The following article represents the opinions of a medical professional, regarding the recent outbreak of Zika Virus.

While sitting in my clinical office in Kampala, Uganda, the international news sounded the alarm about a new major outbreak across the Americas, being caused by a little known virus. Strict travel guidelines from governments to its residents of affected countries were being made, including an unprecedented call for women to delay pregnancy for two years and avoid unprotected sex with husbands, who were in or had just returned from high risk countries. Many of us, in Africa, were still thinking this was “an outbreak in outside countries”, but we were rudely awakened to learn it was closer to home than we had imagined.

While the Zika virus is new to the media and audience of the Americas, it has a storied past in my home country. Named after the Zika forest in Kisubi, it is less than an hour drive from my Kampala office. It was accidentally discovered in 1947 by a group of scientists at the then Uganda Virus Research Institute when they were studying mosquitoes that spread yellow fever. Since it caused mild disease, low grade fever, general weakness, joint pains, and mild headaches, with no fatalities, it did not impress the scientists to study it further and deeper.
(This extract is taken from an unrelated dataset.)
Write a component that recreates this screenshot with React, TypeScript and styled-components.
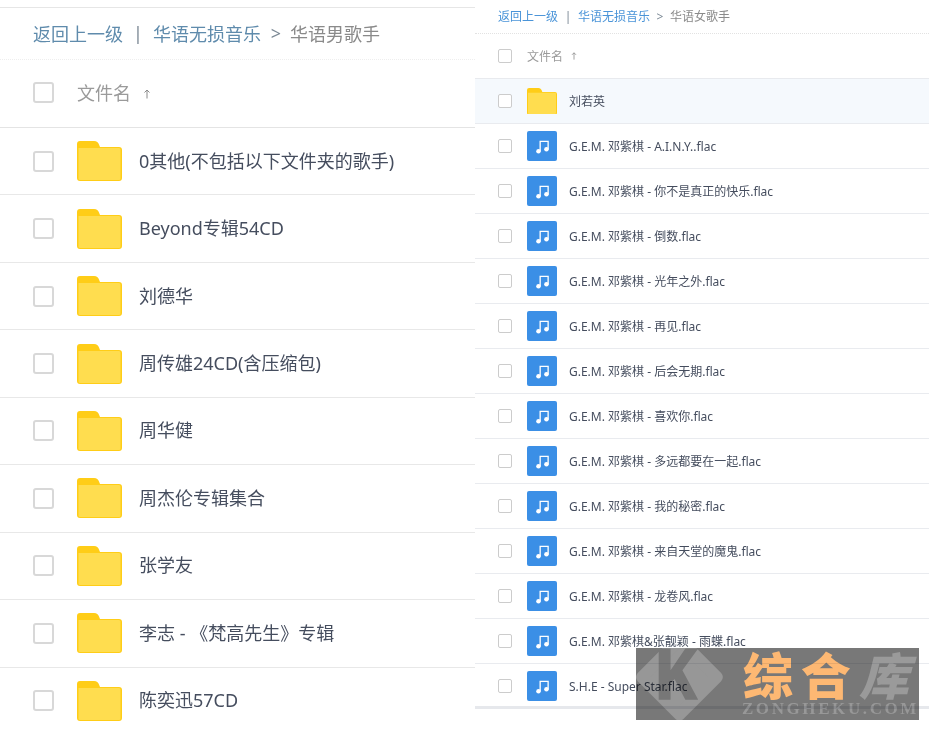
import React from "react"
import styled, { createGlobalStyle } from "styled-components"

const maleSingers = [
    "0其他(不包括以下文件夹的歌手)",
    "Beyond专辑54CD",
    "刘德华",
    "周传雄24CD(含压缩包)",
    "周华健",
    "周杰伦专辑集合",
    "张学友",
    "李志 - 《梵高先生》专辑",
    "陈奕迅57CD",
]

const femaleTracks = [
    "G.E.M. 邓紫棋 - A.I.N.Y..flac",
    "G.E.M. 邓紫棋 - 你不是真正的快乐.flac",
    "G.E.M. 邓紫棋 - 倒数.flac",
    "G.E.M. 邓紫棋 - 光年之外.flac",
    "G.E.M. 邓紫棋 - 再见.flac",
    "G.E.M. 邓紫棋 - 后会无期.flac",
    "G.E.M. 邓紫棋 - 喜欢你.flac",
    "G.E.M. 邓紫棋 - 多远都要在一起.flac",
    "G.E.M. 邓紫棋 - 我的秘密.flac",
    "G.E.M. 邓紫棋 - 来自天堂的魔鬼.flac",
    "G.E.M. 邓紫棋 - 龙卷风.flac",
    "G.E.M. 邓紫棋&张靓颖 - 雨蝶.flac",
    "S.H.E - Super Star.flac",
]

function FolderIcon({ width }: { width: number }): JSX.Element {
    return (
        <svg width={width} viewBox="0 0 45 40" style={{ display: "block" }}>
            <path d="M0 3a3 3 0 0 1 3-3h14c3 0 4 1.500 5 3.500l1 2.500h19a3 3 0 0 1 3 3v28a3 3 0 0 1-3 3H3a3 3 0 0 1-3-3z" fill="#ffcd17" />
            <path d="M1.500 7h40.500a1.500 1.500 0 0 1 1.500 1.500v29a1.500 1.500 0 0 1-1.500 1.500H3a1.500 1.500 0 0 1-1.500-1.500z" fill="#ffdd4f" />
        </svg>
    )
}

function MusicIcon(): JSX.Element {
    return (
        <MusicTile>
            <svg width="15" height="15" viewBox="0 0 16 16" fill="none">
                <path d="M5.500 13V2.500h8.500v8.500" stroke="#fff" strokeWidth="1.400" />
                <circle cx="3.700" cy="13" r="2.400" fill="#fff" />
                <circle cx="12.200" cy="11" r="2.400" fill="#fff" />
            </svg>
        </MusicTile>
    )
}

function SortArrow({ size }: { size: number }): JSX.Element {
    return (
        <svg width={size} height={size} viewBox="0 0 10 10" fill="none" stroke="#8a8a8a" strokeWidth="1">
            <path d="M5 9.500V1M2.500 3.500 5 1l2.500 2.500" />
        </svg>
    )
}

export default function App(): JSX.Element {
    return (
        <>
            <GlobalStyle />
            <Page>
                <LeftPanel>
                    <LeftCrumbs>
                        <CrumbLink>返回上一级</CrumbLink>
                        <CrumbSeparator>|</CrumbSeparator>
                        <CrumbLink>华语无损音乐</CrumbLink>
                        <CrumbSeparator>&gt;</CrumbSeparator>
                        <LeftCurrent>华语男歌手</LeftCurrent>
                    </LeftCrumbs>
                    <LeftHeader>
                        <LeftCheck />
                        <HeaderLabel>文件名</HeaderLabel>
                        <LeftArrow>
                            <SortArrow size={10} />
                        </LeftArrow>
                    </LeftHeader>
                    {maleSingers.map((name) => (
                        <LeftRow key={name}>
                            <LeftCheck />
                            <FolderIcon width={45} />
                            <LeftName>{name}</LeftName>
                        </LeftRow>
                    ))}
                </LeftPanel>

                <RightPanel>
                    <RightCrumbs>
                        <RightLink>返回上一级</RightLink>
                        <RightSeparator>|</RightSeparator>
                        <RightLink>华语无损音乐</RightLink>
                        <RightSeparator>&gt;</RightSeparator>
                        <CrumbCurrent>华语女歌手</CrumbCurrent>
                    </RightCrumbs>
                    <RightHeader>
                        <RightCheck />
                        <HeaderLabel>文件名</HeaderLabel>
                        <RightArrow>
                            <SortArrow size={8} />
                        </RightArrow>
                    </RightHeader>
                    <RightRow $active>
                        <RightCheck />
                        <FolderIcon width={30} />
                        <RightName>刘若英</RightName>
                    </RightRow>
                    {femaleTracks.map((name) => (
                        <RightRow key={name}>
                            <RightCheck />
                            <MusicIcon />
                            <RightName>{name}</RightName>
                        </RightRow>
                    ))}
                    <BottomBar />
                </RightPanel>

                <Watermark>
                    <svg width="88" height="72" viewBox="0 0 88 72">
                        <path d="M44-9 82 29 44 67 6 29z" fill="#979797" stroke="#979797" strokeWidth="12" strokeLinejoin="round" />
                        <path d="M23 0H35V22L50 0H63L47 22 63 52H50L39 31 35 36V52H23z" fill="#777777" />
                    </svg>
                    <WatermarkText>
                        <WatermarkTitle>
                            综合<WatermarkGrey>库</WatermarkGrey>
                        </WatermarkTitle>
                        <WatermarkUrl>ZONGHEKU.COM</WatermarkUrl>
                    </WatermarkText>
                </Watermark>
            </Page>
        </>
    )
}

const GlobalStyle = createGlobalStyle`
    html, body {
        margin: 0;
        background: #ffffff;
    }

    body {
        font-family: "Noto Sans", "Noto Sans CJK SC", sans-serif;
        overflow: hidden;
    }
`

const Page = styled.div`
    position: relative;
    display: flex;
    width: 929px;
    height: 730px;
    overflow: hidden;
    background: #ffffff;
`

const LeftPanel = styled.section`
    width: 475px;
    flex: none;
    padding-top: 7px;
    box-sizing: border-box;
`

const RightPanel = styled.section`
    flex: 1;
    min-width: 0;
`

const LeftCrumbs = styled.div`
    display: flex;
    align-items: center;
    height: 50px;
    padding-left: 33px;
    padding-bottom: 1px;
    border-top: 1px solid #e6e6e6;
    border-bottom: 1px dotted #eeeeee;
    font-size: 18px;
`

const RightCrumbs = styled.div`
    display: flex;
    align-items: center;
    height: 32px;
    padding-left: 23px;
    padding-bottom: 1px;
    border-bottom: 1px dotted #e2e2e2;
    font-size: 12px;
`

const CrumbLink = styled.span`
    color: #5f8bac;
`

const RightLink = styled.span`
    color: #4a94d8;
`

const CrumbSeparator = styled.span`
    width: 30px;
    text-align: center;
    color: #7d8a96;
`

const RightSeparator = styled.span`
    width: 20px;
    text-align: center;
    color: #7d8a96;
`

const CrumbCurrent = styled.span`
    color: #8a8a8a;
`

const LeftCurrent = styled(CrumbCurrent)`
    margin-left: -1px;
`

const LeftHeader = styled.div`
    display: flex;
    align-items: center;
    height: 64px;
    padding-left: 33px;
    padding-bottom: 3px;
    border-bottom: 1px solid #e4e4e4;
    font-size: 18px;

    & > :first-child {
        margin-right: 23px;
    }
`

const RightHeader = styled.div`
    display: flex;
    align-items: center;
    height: 44px;
    padding-left: 23px;
    border-bottom: 1px solid #e8eaee;
    font-size: 12px;

    & > :first-child {
        margin-right: 15px;
    }
`

const HeaderLabel = styled.span`
    color: #9a9a9a;
`

const LeftArrow = styled.span`
    display: flex;
    margin-left: 11px;
    margin-top: 4px;
`

const RightArrow = styled.span`
    display: flex;
    margin-left: 7px;
`

const LeftCheck = styled.span`
    flex: none;
    width: 17px;
    height: 17px;
    border: 2px solid #d8d8d8;
    border-radius: 3px;
    background: #ffffff;
`

const RightCheck = styled.span`
    flex: none;
    width: 12px;
    height: 12px;
    border: 1px solid #cccccc;
    border-radius: 2px;
    background: #ffffff;
`

const LeftRow = styled.div`
    display: flex;
    align-items: center;
    height: 67.45px;
    box-sizing: border-box;
    padding-left: 33px;
    border-bottom: 1px solid #e8e8e8;

    & > :first-child {
        margin-right: 23px;
    }
`

const RightRow = styled.div<{ $active?: boolean }>`
    display: flex;
    align-items: center;
    height: 45px;
    box-sizing: border-box;
    padding-left: 23px;
    background: ${(props) => (props.$active ? "#f5f9fd" : "#ffffff")};
    border-bottom: 1px solid #e9ebef;

    & > :first-child {
        margin-right: 15px;
    }
`

const LeftName = styled.span`
    margin-left: 17px;
    margin-bottom: 1px;
    font-size: 18px;
    line-height: 24px;
    color: #454d5e;
`

const RightName = styled.span`
    margin-left: 12px;
    margin-top: 2px;
    font-size: 12px;
    line-height: 16px;
    color: #454d5e;
`

const MusicTile = styled.span`
    flex: none;
    display: flex;
    align-items: center;
    justify-content: center;
    width: 30px;
    height: 30px;
    border-radius: 2px;
    background: #3b8fe6;
`

const BottomBar = styled.div`
    position: relative;
    height: 3px;
    margin-top: -3px;
    background: #e6e8ec;
`

const Watermark = styled.div`
    position: absolute;
    left: 636px;
    top: 648px;
    display: flex;
    width: 283px;
    height: 72px;
    overflow: hidden;
    background: #787878;
    mix-blend-mode: multiply;
`

const WatermarkText = styled.div`
    display: flex;
    flex-direction: column;
    align-items: flex-start;
    margin-left: 20px;
`

const WatermarkTitle = styled.div`
    height: 52px;
    font-family: "Noto Sans CJK SC", sans-serif;
    font-size: 50px;
    font-weight: 900;
    line-height: 50px;
    letter-spacing: 8px;
    color: #fdb873;
    white-space: nowrap;
`

const WatermarkGrey = styled.span`
    color: #9a9a9a;
    font-style: italic;
    letter-spacing: 0;
`

const WatermarkUrl = styled.div`
    margin-left: -1px;
    font-family: "Liberation Serif", serif;
    font-size: 17px;
    font-weight: 700;
    line-height: 18px;
    letter-spacing: 2.600px;
    color: #989898;
    white-space: nowrap;
`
In subsequent years, after the Ugandan discovery, the disease was observed in Gabon, Sierra Leone, Central African Republic (CAR), and Egypt. In the same time period, evidence of human infection extended to the East in India, Thailand, Vietnam, and Philippines. This spread coincides with the time of post-independence wars across Africa and Asia. In the last thirty years, Zika remained under the radar, as governments were preoccupied with the fight against a more virile virus, HIV/AIDS, and poor health care systems and limited medical research, especially due to the civil unrest. Doctors in the African region habitually treated “slide negative” malaria. Who knows? Some of these could have been Zika fever, since most of us have not been looking out for it!

After nearly 70 years away from the global spotlight, the virus festered undetected, until it made the leap from French Polynesia to South America and now up the Caribbean towards the United States. And while common presentation of Zika is mild, the complications are debilitating and deadly. Among those who get serious complications is a paralyzing disease Gullaine Barre Syndrome (GBS). Other neurological complications, like encephalitis (inflammation of the brain) and microcephaly (small head) in babies born to infected mothers, have identified with a convincing cause-effect relationship. In my practice, I have managed a few cases of GBS. Whether or not their cause was Zika was not established, since we don’t routinely screen for it.

While there seems to be a growing hype around the Zika Virus, I wonder if its ability to spread quietly and cause suffering among underrepresented groups will allow for proper funding into necessary research. Robust understanding of the Aedes mosquito and the lifestyle of the Zika virus in mosquito and in humans still must be elaborated. Convincing evidence of different modes of the spread of this virus from human to human and mosquito to human must be fully comprehended for progress to be made. This work need not be isolated to one side of the world. Scientific and health communities in the Americas can engage with us at the origin site in Africa and Asia to share novel knowledge and best practices on routine screening and prevention of this virus. An approach encompassing all the above will be required to control spread of the fever, discovered a generation ago in my own backyard.

Dr. John Baptist Niwagaba is a medical doctor, residing and practicing for nearly a decade in Kampala, Uganda. He is a published author in local and international outlet, and has worked as the Africa Regional Manager for the International Diabetes Federation, coordinating over 30 country associations in Sub Saharan Africa.